The Dodd-Frank Act Stress Tests (DFAST)—Severely Adverse Scenario [4] report, released by the FHFA on Monday, indicated that when hypothetical severely adverse economic conditions for a forecast horizon from December 31, 2015, to March 31, 2018, are applied, the GSEs would be projected to make incremental draws on Treasury ranging between $49.2 billion and $125.8 billion depending on the treatment of deferred tax assets.

Certain financial institutions with more than $10 billion in assets are required by the Dodd-Frank Act to conduct annual stress tests to determine if they can absorb losses during a period of adverse economic conditions.
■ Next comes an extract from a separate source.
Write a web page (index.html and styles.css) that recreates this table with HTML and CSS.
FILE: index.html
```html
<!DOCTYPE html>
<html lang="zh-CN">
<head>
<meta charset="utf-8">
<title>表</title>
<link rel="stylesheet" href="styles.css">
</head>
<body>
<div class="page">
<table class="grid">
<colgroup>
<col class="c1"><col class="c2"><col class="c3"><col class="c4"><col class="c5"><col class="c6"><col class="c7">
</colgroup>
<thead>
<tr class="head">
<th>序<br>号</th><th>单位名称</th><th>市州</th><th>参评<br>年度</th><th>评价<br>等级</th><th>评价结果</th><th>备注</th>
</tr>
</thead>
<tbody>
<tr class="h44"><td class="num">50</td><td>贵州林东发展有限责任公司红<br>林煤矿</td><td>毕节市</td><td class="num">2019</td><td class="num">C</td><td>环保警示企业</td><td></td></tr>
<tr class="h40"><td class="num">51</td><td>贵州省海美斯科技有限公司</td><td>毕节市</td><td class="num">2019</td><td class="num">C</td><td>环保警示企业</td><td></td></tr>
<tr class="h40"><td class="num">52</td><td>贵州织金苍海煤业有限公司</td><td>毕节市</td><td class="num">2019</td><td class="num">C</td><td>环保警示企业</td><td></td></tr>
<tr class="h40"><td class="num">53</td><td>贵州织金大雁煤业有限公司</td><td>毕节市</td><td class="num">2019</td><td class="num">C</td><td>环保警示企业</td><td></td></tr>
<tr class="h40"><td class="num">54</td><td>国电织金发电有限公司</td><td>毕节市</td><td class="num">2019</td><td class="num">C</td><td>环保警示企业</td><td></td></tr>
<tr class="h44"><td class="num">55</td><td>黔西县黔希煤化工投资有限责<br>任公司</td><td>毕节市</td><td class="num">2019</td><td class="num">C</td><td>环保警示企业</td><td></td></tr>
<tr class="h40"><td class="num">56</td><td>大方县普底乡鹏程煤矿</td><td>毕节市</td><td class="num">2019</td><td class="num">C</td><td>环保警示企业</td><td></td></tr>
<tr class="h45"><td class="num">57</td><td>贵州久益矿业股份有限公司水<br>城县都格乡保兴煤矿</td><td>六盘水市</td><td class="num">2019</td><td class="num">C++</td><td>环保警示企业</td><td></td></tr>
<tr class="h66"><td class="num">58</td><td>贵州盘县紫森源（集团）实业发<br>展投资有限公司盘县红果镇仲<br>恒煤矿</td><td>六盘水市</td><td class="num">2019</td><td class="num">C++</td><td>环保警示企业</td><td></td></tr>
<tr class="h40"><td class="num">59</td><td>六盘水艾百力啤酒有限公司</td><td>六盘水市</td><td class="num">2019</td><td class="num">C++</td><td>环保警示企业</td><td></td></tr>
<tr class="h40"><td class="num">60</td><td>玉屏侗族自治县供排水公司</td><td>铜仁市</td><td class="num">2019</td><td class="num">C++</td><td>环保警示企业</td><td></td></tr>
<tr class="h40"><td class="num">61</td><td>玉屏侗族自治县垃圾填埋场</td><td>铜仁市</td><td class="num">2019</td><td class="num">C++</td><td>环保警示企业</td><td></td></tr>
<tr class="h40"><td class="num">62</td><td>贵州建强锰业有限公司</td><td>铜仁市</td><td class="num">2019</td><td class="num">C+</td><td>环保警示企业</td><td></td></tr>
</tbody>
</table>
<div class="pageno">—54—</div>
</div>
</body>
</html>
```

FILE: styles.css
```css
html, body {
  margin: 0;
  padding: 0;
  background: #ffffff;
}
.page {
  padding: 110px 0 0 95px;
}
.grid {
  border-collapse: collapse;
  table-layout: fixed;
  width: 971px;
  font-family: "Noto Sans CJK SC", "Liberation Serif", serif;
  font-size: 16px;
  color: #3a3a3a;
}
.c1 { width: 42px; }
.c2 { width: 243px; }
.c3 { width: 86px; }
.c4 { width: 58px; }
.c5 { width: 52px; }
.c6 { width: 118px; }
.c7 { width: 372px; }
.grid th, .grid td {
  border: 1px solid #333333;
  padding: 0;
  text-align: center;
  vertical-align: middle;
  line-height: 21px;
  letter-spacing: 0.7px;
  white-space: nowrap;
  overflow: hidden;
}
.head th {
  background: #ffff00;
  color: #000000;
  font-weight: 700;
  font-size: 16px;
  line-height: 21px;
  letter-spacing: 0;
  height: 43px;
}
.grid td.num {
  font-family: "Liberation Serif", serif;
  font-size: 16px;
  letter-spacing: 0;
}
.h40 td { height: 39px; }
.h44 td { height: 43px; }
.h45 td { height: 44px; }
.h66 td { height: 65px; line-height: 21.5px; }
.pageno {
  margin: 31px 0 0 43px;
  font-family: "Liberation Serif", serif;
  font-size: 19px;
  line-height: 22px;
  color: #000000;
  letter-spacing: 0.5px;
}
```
The conditions applied in the 2016 DFAST Severely Adverse scenario include an immediate decline in real GDP until it reaches a trough in Q1 2017 (representing a decline of 6.26 percent from the pre-recession peak); an increase in unemployment rate from 5 percent at the beginning of the forecast horizon to a peak of 10 percent in Q3 2017; and an increase in the consumer price inflation rate from 0.25 percent to a peak of 1.9 percent in Q3 2017.

Fannie Mae and Freddie Mac received a combined $187.5 billion bailout from taxpayers in 2008, at which time they were taken into conservatorship by the federal government. Stakeholders in the industry, as well as lawmakers, have been concerned for at least a few years that the GSEs would need another draw on Treasury, since taxpayers remain on the hook while the FHFA’s conservatorships of the GSEs (which was intended to be temporary) is now in its eighth year.
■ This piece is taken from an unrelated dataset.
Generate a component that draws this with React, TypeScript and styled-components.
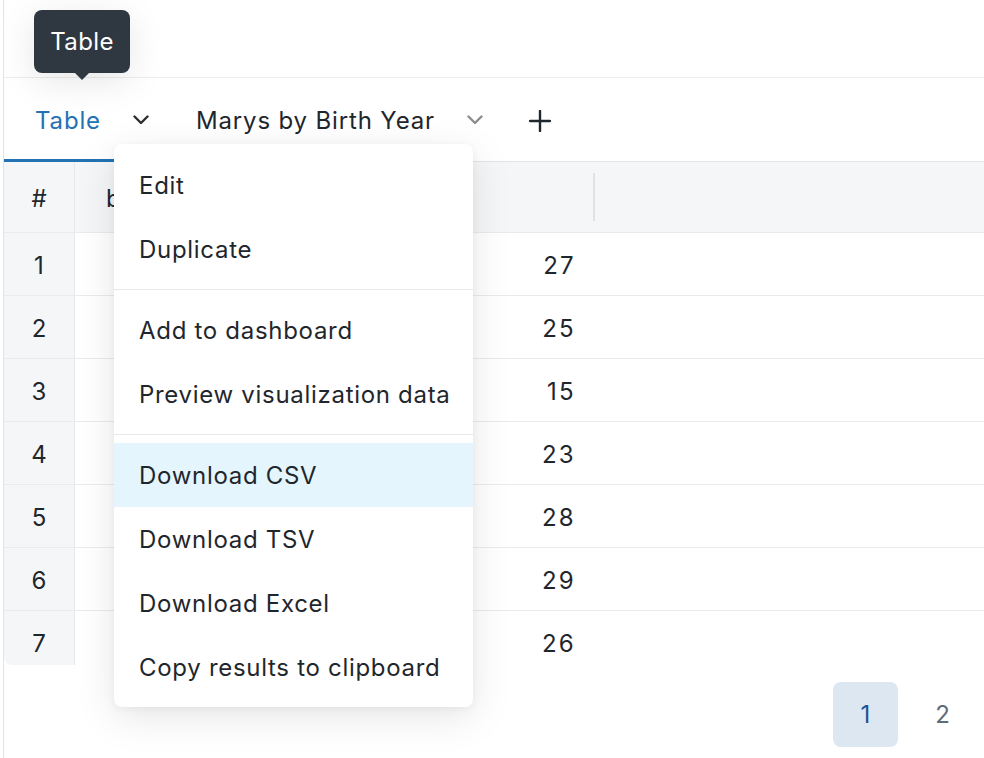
import React from "react";
import styled, { createGlobalStyle } from "styled-components";

const GlobalStyle = createGlobalStyle`
  html, body {
    margin: 0;
    padding: 0;
    background: #ffffff;
  }
  body {
    font-family: "Inter", "Noto Sans", sans-serif;
    color: #1f272d;
    letter-spacing: 0.7px;
    -webkit-font-smoothing: antialiased;
  }
`;

const counts = [27, 25, 15, 23, 28, 29, 26];

// menu groups, a divider is drawn between each group
const menuGroups = [
  ["Edit", "Duplicate"],
  ["Add to dashboard", "Preview visualization data"],
  ["Download CSV", "Download TSV", "Download Excel", "Copy results to clipboard"],
];

const Chevron: React.FC<{ muted?: boolean }> = ({ muted }) => (
  <svg width="16" height="10" viewBox="0 0 16 10" fill="none">
    <polyline
      points="1.5,1.5 8,8 14.5,1.5"
      stroke={muted ? "#8e8b91" : "#2b2f33"}
      strokeWidth="2.4"
      strokeLinecap="round"
      strokeLinejoin="round"
    />
  </svg>
);

const PlusIcon = () => (
  <svg width="22" height="22" viewBox="0 0 22 22" fill="none">
    <path d="M11 1v20M1 11h20" stroke="#1f272d" strokeWidth="2.4" strokeLinecap="round" />
  </svg>
);

const App: React.FC = () => {
  return (
    <>
      <GlobalStyle />
      <Page>
        <TopSpace />
        <TabBar>
          <Tab active>
            <TabLabel active>Table</TabLabel>
            <IconBox>
              <Chevron />
            </IconBox>
          </Tab>
          <Tab>
            <TabLabel>Marys by Birth Year</TabLabel>
            <IconBox>
              <Chevron muted />
            </IconBox>
          </Tab>
          <AddButton>
            <PlusIcon />
          </AddButton>
        </TabBar>

        <TableArea>
          <Row header>
            <IndexCell>#</IndexCell>
            <Cell>b</Cell>
            <Cell resizer />
            <Cell />
          </Row>
          {counts.map((c, i) => (
            <Row key={i}>
              <IndexCell>{i + 1}</IndexCell>
              <Cell />
              <Cell numeric>{c}</Cell>
              <Cell />
            </Row>
          ))}
        </TableArea>

        <Pagination>
          <PageButton current>1</PageButton>
          <PageButton>2</PageButton>
        </Pagination>

        <Tooltip>Table</Tooltip>

        <Menu>
          {menuGroups.map((group, gi) => (
            <React.Fragment key={gi}>
              {gi > 0 && <MenuDivider />}
              {group.map((label) => (
                <MenuItem key={label} highlighted={label === "Download CSV"}>
                  {label}
                </MenuItem>
              ))}
            </React.Fragment>
          ))}
        </Menu>
      </Page>
    </>
  );
};

const Page = styled.div`
  position: relative;
  margin-left: 3px;
  min-height: 758px;
  border-left: 1px solid #e4e4e4;
  display: flex;
  flex-direction: column;
  overflow: hidden;
`;

const TopSpace = styled.div`
  height: 77px;
  border-bottom: 1px solid #ececec;
`;

const TabBar = styled.div`
  display: flex;
  align-items: stretch;
  height: 83px;
  border-bottom: 1px solid #e4e4e4;
`;

const Tab = styled.div<{ active?: boolean }>`
  display: flex;
  align-items: center;
  padding: 0 12px 0 31px;
  border-bottom: 3px solid ${(p) => (p.active ? "#2272b4" : "transparent")};
  margin-bottom: -1px;
`;

const TabLabel = styled.span<{ active?: boolean }>`
  font-size: 24px;
  letter-spacing: 0.85px;
  white-space: nowrap;
  color: ${(p) => (p.active ? "#2272b4" : "#1f272d")};
  margin-right: 28px;
  padding-top: 3px;
`;

const IconBox = styled.span`
  display: flex;
  align-items: center;
  justify-content: center;
  width: 24px;
  height: 24px;
  padding-top: 3px;
`;

const AddButton = styled.div`
  display: flex;
  align-items: center;
  padding: 3px 0 0 30px;
`;

const TableArea = styled.div`
  display: flex;
  flex-direction: column;
  height: 503px;
  overflow: hidden;
  border-bottom-left-radius: 8px;
`;

const Row = styled.div<{ header?: boolean }>`
  display: grid;
  grid-template-columns: 71px 255px 265px 1fr;
  flex: none;
  height: ${(p) => (p.header ? "70px" : "62px")};
  background: ${(p) => (p.header ? "#f5f6f8" : "#ffffff")};
  border-bottom: 1px solid #ebebeb;
  font-size: 24px;
`;

const IndexCell = styled.div`
  display: flex;
  align-items: center;
  justify-content: center;
  background: #f5f6f8;
  border-right: 1px solid #e8e8e8;
  padding-top: 2px;
  letter-spacing: 0;
`;

const Cell = styled.div<{ numeric?: boolean; resizer?: boolean }>`
  position: relative;
  display: flex;
  align-items: center;
  justify-content: ${(p) => (p.numeric ? "flex-end" : "flex-start")};
  padding: 2px ${(p) => (p.numeric ? "19px" : "20px")} 0 31px;
  letter-spacing: ${(p) => (p.numeric ? "2.3px" : "0.7px")};

  ${(p) =>
    p.resizer &&
    `
    &::after {
      content: "";
      position: absolute;
      right: 0;
      top: 11px;
      bottom: 11px;
      width: 2px;
      background: #e2e2e2;
    }
  `}
`;

const Pagination = styled.div`
  display: flex;
  justify-content: flex-end;
  gap: 12px;
  padding: 17px 9px 0 0;
`;

const PageButton = styled.div<{ current?: boolean }>`
  width: 65px;
  height: 65px;
  display: flex;
  align-items: center;
  justify-content: center;
  border-radius: 8px;
  font-size: 24px;
  letter-spacing: 0;
  background: ${(p) => (p.current ? "#dce7f2" : "transparent")};
  color: ${(p) => (p.current ? "#1b5592" : "#5f6b78")};
`;

const Tooltip = styled.div`
  position: absolute;
  left: 30px;
  top: 10px;
  width: 96px;
  height: 63px;
  display: flex;
  align-items: center;
  justify-content: center;
  background: #2f3841;
  color: #ffffff;
  font-size: 24px;
  letter-spacing: 0.4px;
  border-radius: 8px;
  box-shadow: 0 8px 36px rgba(0, 0, 0, 0.1);

  &::after {
    content: "";
    position: absolute;
    left: 50%;
    bottom: -7px;
    margin-left: -7px;
    border-left: 7px solid transparent;
    border-right: 7px solid transparent;
    border-top: 7px solid #2f3841;
  }
`;

const Menu = styled.div`
  position: absolute;
  left: 110px;
  top: 144px;
  width: 359px;
  padding: 9px 0 8px;
  background: #ffffff;
  border-radius: 8px;
  box-shadow: 0 10px 40px rgba(0, 0, 0, 0.1), 0 2px 8px rgba(0, 0, 0, 0.05);
`;

const MenuItem = styled.div<{ highlighted?: boolean }>`
  height: 64px;
  display: flex;
  align-items: center;
  padding: 0 20px 0 25px;
  font-size: 24px;
  white-space: nowrap;
  color: #1f272d;
  background: ${(p) => (p.highlighted ? "#e4f5fd" : "transparent")};
`;

const MenuDivider = styled.div`
  height: 1px;
  margin: 8px 0;
  background: #e8e8e8;
`;

export default App;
8-8 DFAST GraphFHFA Director Mel Watt sounded the alarm in February when he gave a speech at the Bipartisan Policy Center [5] in which he stated there were risks that were certain to escalate as long as the conservatorships continue—namely, the GSEs’ lack of a capital buffer puts them at risk of another taxpayer bailout. The capital buffer, currently $1.2 billion, is required by law to be reduced to zero by January 1, 2018.

"I have consistently stated that our responsibility and role at FHFA as conservator is to manage in the present," Watt said in his February speech. "However, as we work to appropriately manage challenges and risks in the present, we also have a responsibility to assess when these challenges and risks may escalate to the point that they negatively impact the Enterprises and the broader housing finance market in the future.  By giving this speech today, I am signaling my belief that some of the challenges and risks we are managing are escalating and will continue to do so the longer the Enterprises remain in conservatorship."

Another concern among industry stakeholders, which has prompted several lawsuits from GSE investors, is the fact that since 2012 all GSE quarterly profits have been swept into Treasury. The original agreement called for the GSEs to pay an annual dividend of 10 percent to Treasury.